Simon: Pay Bonemachine enough money for them all to leave work and do it for a living.
>Why should people buy your forthcoming LP?
Stuart: because it is a great record to get lost in, one of the main factors of the Bonemachine sound is that we have inputs from many other musicians, if we have heard someone and really liked what they are doing we have invited them to contribute to our recordings, on four of the album tracks the backing vocals are supplied by Sylvia Wood (from Voodoo Bomb) we loved the way her voice synced with Simons, we have also had input from other diverse artists such as QHIXLDEKX, Andrew Morrison from Euthanasia and the DJ Simon Heartfield, having other people inputting their ideas to the songs means that we don’t get too formulaic, this stretched to having a musician I had heard of and admired (Brendon Veale) come down from Bristol just to do the orchestral arrangements on the final album track, the final result was perfect. Although this album is more accessible than our earlier offerings we haven’t changed our outlook towards the essence of our music, if you take time to listen to the lyrics you will realise that each song has a message, most are about losing someone, whether through death or the breakdown of a relationship. We felt that each track should compliment the following one, the album was mastered so that it starts mellow and builds into a wall of sound only to close with four minutes of strings and spoken word, I strongly believe that the album should be listened to straight through.
>Suggest a publicity stunt to increase the Bonemachine profile in the UK.
James: celebrity hunting - basically like 'the running man' but with celebrities - bonemachine would be in a car chasing them with guns, harpoons, the lot.
>What do you consider your best achievements in music?
Stuart: confusing people, and getting signed, although it was a pleasure playing with Sigue Sigue Sputnik who were the maddest band I have ever seen.
Simon: Being signed and the forthcoming album. I'm actually very proud of the new material.
>What more would you like to achieve with your music?
Stuart: I would like to record that killer tune, like Sinead O’Connor’s ‘Jealous’ or David Sylvian’s ‘Nostalgia’ basically to write a song that holds pure emotion, I would then be able to die a happy man. Strangely I would also like to play a gig at the Astoria, and just once have our own dressing room with sandwiches on a doily.
James: just get it out there and give people the chance to 'get it'
Simon: Some recognition and for people to enjoy the music (and some money)
>If you weren't in a band just what would you do with your evenings?
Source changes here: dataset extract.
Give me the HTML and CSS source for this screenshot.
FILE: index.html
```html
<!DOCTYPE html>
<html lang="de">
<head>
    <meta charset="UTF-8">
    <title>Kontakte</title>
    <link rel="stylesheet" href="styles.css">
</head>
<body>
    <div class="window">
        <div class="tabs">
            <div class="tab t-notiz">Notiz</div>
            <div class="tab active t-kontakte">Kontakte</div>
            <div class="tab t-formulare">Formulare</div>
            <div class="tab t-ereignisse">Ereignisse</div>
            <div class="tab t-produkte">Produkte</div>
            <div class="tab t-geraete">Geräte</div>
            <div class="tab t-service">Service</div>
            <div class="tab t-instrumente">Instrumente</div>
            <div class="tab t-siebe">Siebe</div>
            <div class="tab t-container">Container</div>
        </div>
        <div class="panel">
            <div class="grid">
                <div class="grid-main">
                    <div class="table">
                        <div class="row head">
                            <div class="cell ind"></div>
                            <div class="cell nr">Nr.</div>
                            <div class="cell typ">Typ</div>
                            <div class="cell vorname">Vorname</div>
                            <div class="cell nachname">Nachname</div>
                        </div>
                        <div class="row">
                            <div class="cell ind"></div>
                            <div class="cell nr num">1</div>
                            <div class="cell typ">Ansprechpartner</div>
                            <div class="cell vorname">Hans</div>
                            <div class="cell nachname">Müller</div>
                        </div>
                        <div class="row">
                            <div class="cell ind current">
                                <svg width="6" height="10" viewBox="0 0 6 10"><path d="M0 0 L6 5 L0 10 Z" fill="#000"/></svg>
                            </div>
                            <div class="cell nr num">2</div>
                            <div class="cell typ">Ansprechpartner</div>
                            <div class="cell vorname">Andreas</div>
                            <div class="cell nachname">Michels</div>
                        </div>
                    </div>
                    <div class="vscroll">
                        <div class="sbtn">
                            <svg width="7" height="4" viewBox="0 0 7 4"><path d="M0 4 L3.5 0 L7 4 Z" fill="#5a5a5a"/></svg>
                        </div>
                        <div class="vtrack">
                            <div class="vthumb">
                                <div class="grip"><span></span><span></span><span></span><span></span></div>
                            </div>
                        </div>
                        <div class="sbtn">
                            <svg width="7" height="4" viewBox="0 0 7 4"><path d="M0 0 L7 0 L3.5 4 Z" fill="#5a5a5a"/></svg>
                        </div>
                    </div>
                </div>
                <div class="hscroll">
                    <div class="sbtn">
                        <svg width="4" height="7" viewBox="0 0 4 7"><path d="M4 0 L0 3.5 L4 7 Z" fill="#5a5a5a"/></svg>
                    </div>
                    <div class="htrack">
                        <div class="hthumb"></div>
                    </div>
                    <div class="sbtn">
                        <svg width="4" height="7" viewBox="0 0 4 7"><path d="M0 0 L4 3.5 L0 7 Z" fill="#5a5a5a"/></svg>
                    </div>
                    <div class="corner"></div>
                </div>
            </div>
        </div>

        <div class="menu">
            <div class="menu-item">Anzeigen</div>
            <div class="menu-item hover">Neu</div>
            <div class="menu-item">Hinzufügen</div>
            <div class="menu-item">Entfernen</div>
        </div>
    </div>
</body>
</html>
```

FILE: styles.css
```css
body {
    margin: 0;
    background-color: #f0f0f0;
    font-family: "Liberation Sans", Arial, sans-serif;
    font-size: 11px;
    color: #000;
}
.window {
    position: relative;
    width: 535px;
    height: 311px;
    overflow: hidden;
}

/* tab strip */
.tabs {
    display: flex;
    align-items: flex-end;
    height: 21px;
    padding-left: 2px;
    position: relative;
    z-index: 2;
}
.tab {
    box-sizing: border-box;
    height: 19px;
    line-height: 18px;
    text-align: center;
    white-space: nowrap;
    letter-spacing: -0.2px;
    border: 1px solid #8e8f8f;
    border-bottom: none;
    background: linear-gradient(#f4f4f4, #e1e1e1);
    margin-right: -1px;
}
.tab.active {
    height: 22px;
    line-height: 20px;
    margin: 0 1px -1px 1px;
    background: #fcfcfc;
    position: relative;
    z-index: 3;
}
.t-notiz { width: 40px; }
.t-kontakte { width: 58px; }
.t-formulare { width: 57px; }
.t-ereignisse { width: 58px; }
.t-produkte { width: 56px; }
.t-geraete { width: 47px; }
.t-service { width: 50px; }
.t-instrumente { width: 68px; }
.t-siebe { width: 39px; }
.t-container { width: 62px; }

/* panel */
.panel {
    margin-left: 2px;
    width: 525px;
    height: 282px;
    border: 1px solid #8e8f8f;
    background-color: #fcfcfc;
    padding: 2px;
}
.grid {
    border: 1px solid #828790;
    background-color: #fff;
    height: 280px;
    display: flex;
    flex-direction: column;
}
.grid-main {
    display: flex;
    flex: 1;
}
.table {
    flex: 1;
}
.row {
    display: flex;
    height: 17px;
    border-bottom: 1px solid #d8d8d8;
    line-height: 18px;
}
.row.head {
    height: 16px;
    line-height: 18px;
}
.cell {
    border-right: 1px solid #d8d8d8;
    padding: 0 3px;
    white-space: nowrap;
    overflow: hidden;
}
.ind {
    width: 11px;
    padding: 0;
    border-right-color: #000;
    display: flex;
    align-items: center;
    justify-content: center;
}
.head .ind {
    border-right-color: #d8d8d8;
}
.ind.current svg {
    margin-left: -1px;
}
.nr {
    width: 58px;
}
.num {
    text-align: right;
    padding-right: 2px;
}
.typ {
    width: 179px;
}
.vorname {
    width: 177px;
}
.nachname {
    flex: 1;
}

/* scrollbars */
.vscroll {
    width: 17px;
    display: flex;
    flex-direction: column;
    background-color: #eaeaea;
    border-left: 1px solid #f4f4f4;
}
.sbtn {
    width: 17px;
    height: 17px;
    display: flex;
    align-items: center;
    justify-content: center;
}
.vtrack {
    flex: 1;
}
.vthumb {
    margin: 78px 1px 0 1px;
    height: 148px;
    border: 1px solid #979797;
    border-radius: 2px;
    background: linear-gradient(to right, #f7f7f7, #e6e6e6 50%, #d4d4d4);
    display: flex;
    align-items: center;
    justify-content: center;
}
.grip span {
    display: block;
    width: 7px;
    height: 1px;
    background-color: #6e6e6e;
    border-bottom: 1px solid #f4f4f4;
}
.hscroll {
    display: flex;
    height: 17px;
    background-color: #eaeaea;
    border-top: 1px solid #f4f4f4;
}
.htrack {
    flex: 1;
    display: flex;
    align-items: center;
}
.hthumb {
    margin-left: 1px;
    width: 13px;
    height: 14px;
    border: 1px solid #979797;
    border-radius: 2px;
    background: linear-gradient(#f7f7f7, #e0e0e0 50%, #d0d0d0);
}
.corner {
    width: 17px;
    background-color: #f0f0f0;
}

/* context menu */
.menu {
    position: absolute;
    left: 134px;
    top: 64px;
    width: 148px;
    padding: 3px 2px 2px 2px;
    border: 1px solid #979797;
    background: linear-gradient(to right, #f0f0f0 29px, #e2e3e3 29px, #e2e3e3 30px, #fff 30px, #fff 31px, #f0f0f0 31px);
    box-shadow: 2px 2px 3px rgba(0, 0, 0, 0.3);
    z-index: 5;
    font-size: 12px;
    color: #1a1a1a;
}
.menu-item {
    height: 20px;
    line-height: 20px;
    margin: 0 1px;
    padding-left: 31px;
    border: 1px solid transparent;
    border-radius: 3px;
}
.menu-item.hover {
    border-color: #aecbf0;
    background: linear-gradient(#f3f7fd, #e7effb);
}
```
Stuart: I would like to think that I would spend my time painting or writing a novel, although I expect I would still be pissed in the Wedgewood Rooms bar.
Simon: Spend more time with my family.
>What are your future plans for gigs and recordings?
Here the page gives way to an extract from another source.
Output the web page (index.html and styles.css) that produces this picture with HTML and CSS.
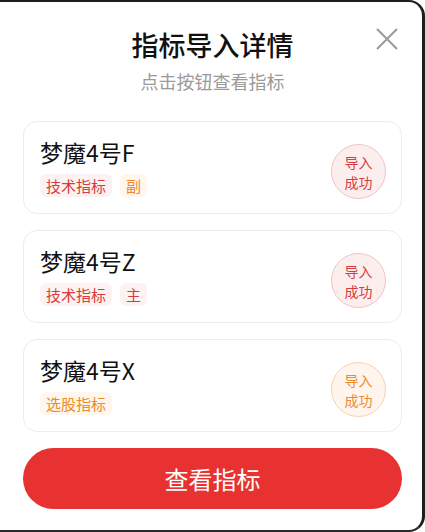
FILE: index.html
```html
<!DOCTYPE html>
<html lang="zh-CN">
<head>
<meta charset="utf-8">
<title>指标导入详情</title>
<link rel="stylesheet" href="styles.css">
</head>
<body>
<div class="page">
  <header class="header">
    <h1 class="title">指标导入详情</h1>
    <p class="subtitle">点击按钮查看指标</p>
    <button class="close" aria-label="关闭">
      <svg width="22" height="22" viewBox="0 0 22 22"><path d="M1 1 L21 21 M21 1 L1 21" stroke="#9a9a9a" stroke-width="2" fill="none"/></svg>
    </button>
  </header>
  <div class="list">
    <div class="card">
      <div class="info">
        <div class="name">梦魔4号F</div>
        <div class="tags"><span class="tag red">技术指标</span><span class="tag orange">副</span></div>
      </div>
      <div class="status red">导入<br>成功</div>
    </div>
    <div class="card">
      <div class="info">
        <div class="name">梦魔4号Z</div>
        <div class="tags"><span class="tag red">技术指标</span><span class="tag red">主</span></div>
      </div>
      <div class="status red">导入<br>成功</div>
    </div>
    <div class="card">
      <div class="info">
        <div class="name">梦魔4号X</div>
        <div class="tags"><span class="tag orange">选股指标</span></div>
      </div>
      <div class="status orange">导入<br>成功</div>
    </div>
  </div>
  <button class="primary">查看指标</button>
</div>
</body>
</html>
```
FILE: styles.css
```css
* { box-sizing: border-box; }
html, body { margin: 0; padding: 0; background: #ffffff; }
body {
  font-family: "Noto Sans CJK SC", "Noto Sans", sans-serif;
  width: 425px;
  height: 532px;
  overflow: hidden;
}
.page {
  position: relative;
  width: 425px;
  height: 532px;
  padding: 0 23px 0 23px;
  display: flex;
  flex-direction: column;
}
.page::after {
  content: "";
  position: absolute;
  left: -16px;
  top: 0;
  right: 0;
  bottom: 0;
  border-top: 2px solid #1e1e1e;
  border-right: 3px solid #1e1e1e;
  border-bottom: 2px solid #2a2a2a;
  border-radius: 16px;
  pointer-events: none;
}
.header {
  position: relative;
  text-align: center;
  padding-top: 27px;
}
.title {
  margin: 0;
  font-size: 27px;
  line-height: 36px;
  font-weight: 500;
  color: #111111;
}
.subtitle {
  margin: 5px 0 0 0;
  font-size: 18px;
  line-height: 26px;
  color: #9a9a9a;
}
.close {
  position: absolute;
  right: 4px;
  top: 28px;
  width: 22px;
  height: 22px;
  padding: 0;
  border: 0;
  background: none;
}
.close svg { display: block; }
.list {
  margin-top: 27px;
  display: flex;
  flex-direction: column;
  gap: 16px;
}
.card {
  height: 93px;
  border: 1px solid #ececec;
  border-radius: 14px;
  padding: 16px 15px 16px 16px;
  display: flex;
  align-items: center;
  justify-content: space-between;
}
.info {
  display: flex;
  flex-direction: column;
}
.name {
  font-size: 23px;
  line-height: 28px;
  color: #111111;
  margin-bottom: 8px;
}
.tags {
  display: flex;
  gap: 8px;
}
.tag {
  height: 23px;
  line-height: 23px;
  font-size: 15px;
  padding: 0 6px;
  border-radius: 6px;
}
.tag.red { color: #d93a3a; background: #fdf2f2; }
.tag.orange { color: #ec8a2c; background: #fff6ee; }
.status {
  width: 55px;
  height: 55px;
  margin-top: 8px;
  border-radius: 50%;
  display: flex;
  align-items: center;
  justify-content: center;
  text-align: center;
  font-size: 14px;
  line-height: 20px;
}
.status.red { color: #d93a3a; background: #fdeeee; border: 1px solid #f2c2c2; }
.status.orange { color: #ec8a2c; background: #fff5ec; border: 1px solid #f6d2b0; }
.primary {
  margin-top: 16px;
  height: 61px;
  width: 100%;
  border: 0;
  border-radius: 31px;
  background: #e83232;
  color: #ffffff;
  font-family: "Noto Sans CJK SC", "Noto Sans", sans-serif;
  font-size: 24px;
  letter-spacing: 0;
}
```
James: get the single and album out there and then a mini tour to support it.
Stuart: we are also due to release a music video of the first single ‘Another Day Over’ its being created as we speak by motion graphics wizards called Agent 8, apparently they are all ex MI6 spies.
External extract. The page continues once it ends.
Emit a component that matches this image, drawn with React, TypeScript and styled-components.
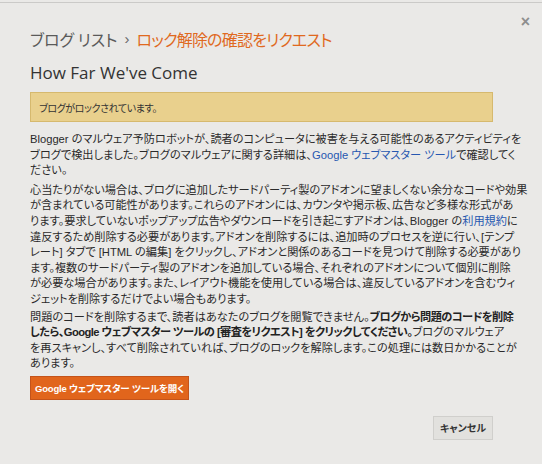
import React from "react";
import styled, { createGlobalStyle } from "styled-components";

const GlobalStyle = createGlobalStyle`
  html, body { margin: 0; padding: 0; background: #eae9e7; }
  body { font-family: "Liberation Sans", "Noto Sans CJK JP", sans-serif; }
`;

const Dialog = styled.div`
  position: relative;
  box-sizing: border-box;
  margin-top: 2px;
  height: 462px;
  border-top: 1px solid #cbcac8;
  padding: 0 49px 0 30px;
  display: flex;
  flex-direction: column;
  color: #2b2b2b;
`;

const Close = styled.span`
  position: absolute;
  top: 10px;
  right: 12px;
  font-family: "Liberation Sans", sans-serif;
  font-size: 16px;
  font-weight: bold;
  color: #8e8e8e;
`;

const Breadcrumb = styled.div`
  margin-top: 25px;
  font-family: "Noto Sans CJK JP", sans-serif;
  font-feature-settings: "palt";
  font-size: 16px;
  line-height: 22px;
  color: #5a5a5a;
  display: flex;
  gap: 7px;
  align-items: center;
`;

const Sep = styled.span`
  font-family: "Liberation Sans", sans-serif;
  font-size: 15px;
  color: #666;
`;

const Current = styled.span`
  color: #e0691f;
  letter-spacing: -0.8px;
`;

const Title = styled.h1`
  margin: 11px 0 0;
  font-family: "Open Sans", sans-serif;
  font-weight: normal;
  font-size: 17px;
  line-height: 24px;
  color: #333;
`;

const Notice = styled.div`
  margin-top: 7px;
  box-sizing: border-box;
  height: 30px;
  border: 1px solid #d6b96e;
  background: #e9d08d;
  padding: 0 8px;
  display: flex;
  align-items: center;
  font-size: 10px;
  letter-spacing: -0.4px;
  font-feature-settings: "palt";
  color: #333;
`;

const Para = styled.p`
  margin: 0 0 2px;
  font-size: 11.2px;
  line-height: 15.6px;
  white-space: nowrap;
  font-feature-settings: "palt";
  color: #2a2a2a;
  &:first-of-type { margin: 10px 0 4px; }
`;

const Link = styled.a`
  color: #2657b0;
  text-decoration: none;
`;

const Strong = styled.b`
  font-weight: bold;
  color: #222;
  letter-spacing: -0.55px;
`;

const PrimaryButton = styled.button`
  align-self: flex-start;
  margin-top: 2px;
  height: 24px;
  width: 159px;
  box-sizing: border-box;
  border: 1px solid #c4531a;
  background: #e1651c;
  color: #fff;
  font-family: "Liberation Sans", "Noto Sans CJK JP", sans-serif;
  font-feature-settings: "palt";
  font-size: 9.5px;
  letter-spacing: -0.2px;
  font-weight: bold;
  white-space: nowrap;
  padding: 0;
  text-align: center;
`;

const Footer = styled.div`
  margin-top: 16px;
  display: flex;
  justify-content: flex-end;
`;

const CancelButton = styled.button`
  height: 24px;
  width: 60px;
  box-sizing: border-box;
  border: 1px solid #d0cfcc;
  background: #e2e1de;
  color: #333;
  font-family: "Noto Sans CJK JP", sans-serif;
  font-feature-settings: "palt";
  font-size: 10px;
  font-weight: bold;
  padding: 0;
`;

export default function App() {
  return (
    <>
      <GlobalStyle />
      <Dialog>
        <Close>×</Close>
        <Breadcrumb>
          <span>ブログ リスト</span>
          <Sep>›</Sep>
          <Current>ロック解除の確認をリクエスト</Current>
        </Breadcrumb>
        <Title>How Far We've Come</Title>
        <Notice>ブログがロックされています。</Notice>
        <Para>
          Blogger のマルウェア予防ロボットが、読者のコンピュータに被害を与える可能性のあるアクティビティを
          <br />
          ブログで検出しました。ブログのマルウェアに関する詳細は、
          <Link href="#">Google ウェブマスター ツール</Link>で確認してく
          <br />
          ださい。
        </Para>
        <Para>
          心当たりがない場合は、ブログに追加したサードパーティ製のアドオンに望ましくない余分なコードや効果
          <br />
          が含まれている可能性があります。これらのアドオンには、カウンタや掲示板、広告など多様な形式があ
          <br />
          ります。要求していないポップアップ広告やダウンロードを引き起こすアドオンは、Blogger の
          <Link href="#">利用規約</Link>に
          <br />
          違反するため削除する必要があります。アドオンを削除するには、追加時のプロセスを逆に行い、[テンプ
          <br />
          レート] タブで [HTML の編集] をクリックし、アドオンと関係のあるコードを見つけて削除する必要があり
          <br />
          ます。複数のサードパーティ製のアドオンを追加している場合、それぞれのアドオンについて個別に削除
          <br />
          が必要な場合があります。また、レイアウト機能を使用している場合は、違反しているアドオンを含むウィ
          <br />
          ジェットを削除するだけでよい場合もあります。
        </Para>
        <Para>
          問題のコードを削除するまで、読者はあなたのブログを閲覧できません。
          <Strong>ブログから問題のコードを削除</Strong>
          <br />
          <Strong>したら、Google ウェブマスター ツールの [審査をリクエスト] をクリックしてください。</Strong>
          ブログのマルウェア
          <br />
          を再スキャンし、すべて削除されていれば、ブログのロックを解除します。この処理には数日かかることが
          <br />
          あります。
        </Para>
        <PrimaryButton>Google ウェブマスター ツールを開く</PrimaryButton>
        <Footer>
          <CancelButton>キャンセル</CancelButton>
        </Footer>
      </Dialog>
    </>
  );
}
Simon: being signed has really motivated us, and we have been recording some cracking new stuff, this time we will try the new tracks out live and then record them, its all quite exiting at the moment.
>What, with regards the UK music scene, upsets you?
James: the fact that there is great music out there but that there seems to be a reluctance on the part of the industry, radio etc. to take it seriously
Simon: Dare I say the way NME has become a tabloid music paper - scary!
>What do you think of the Portsmouth music scene at present?
James: peaks and troughs. some great stuff going on but people (including ourselves) have really got to get it off the island somehow.
Stuart: we have recently had a remix of Another Day Over included on a cd compilation of electronic artists from Portsmouth, it really opened my eyes to the fact that there are some great bands around who I had never knew existed, particular highlights being 107 debutantes and Rusty Sheriff. I think that the Portsmouth music scene could be one of the most vibrant in the country but we don’t seem to have a central source of information that is being used, we have the superb pompeymusic.tk but its criminally under used, and don’t get me start on why most people are so apathetic they cant be arsed to drag themselves out to see bands, maybe its all down to a lack of café culture…
>Please name your 6 discs for a Desert Island?
James: Pink Floyd – Wish You Were Here, New Model Army – Thunder And Consolation, Cardiacs – Sing To God pts 1+2, Metallica – …And Justice For All, Radiohead – Greatest Hits (ok - I know there isn't a greatest hits album yet ... but I'm not planning on being stuck on a desert island any time soon either!)
Stuart: David Sylvian – Everything and Nothing, TheThe – Naked Self, Notwist – 12, Swans – Soundtracks for the Blind, The Cooper Temple Clause – See through this and Leave, Flaming Lips – Yoshimi Battles the Pink Robots.
Simon: Radiohead - The Bends, Ben Folds – Live, NMA – Purity, Bonemachine – Vent. And another 2!
>3 Books for a desert island?
James: War And Peace - I'm going to need something long to keep me occupied, Catch 22 and something by Iain M. Banks
Stuart: Lord of the Rings, M Gira’s ‘The Consumer’(for those angry moments) and anything by Ian Rankin.
Simon: How to Survive lonely isolation on a desert Island - R. Crusoe. How to skin a white man - Man Friday. The best of Urban Udders - Various Housewives.
>1 Luxury Item for a Desert Island?
Simon: Yup, my guitar.
Stuart: A lifetimes supply of red wine, and when the boys have got bored of playing Led Zep riffs they can come and get pissed with me on the beach.
Any other words of wisdom?
Yes remember E + R = O, the event plus your response equals the outcome. Here endeth the lesson.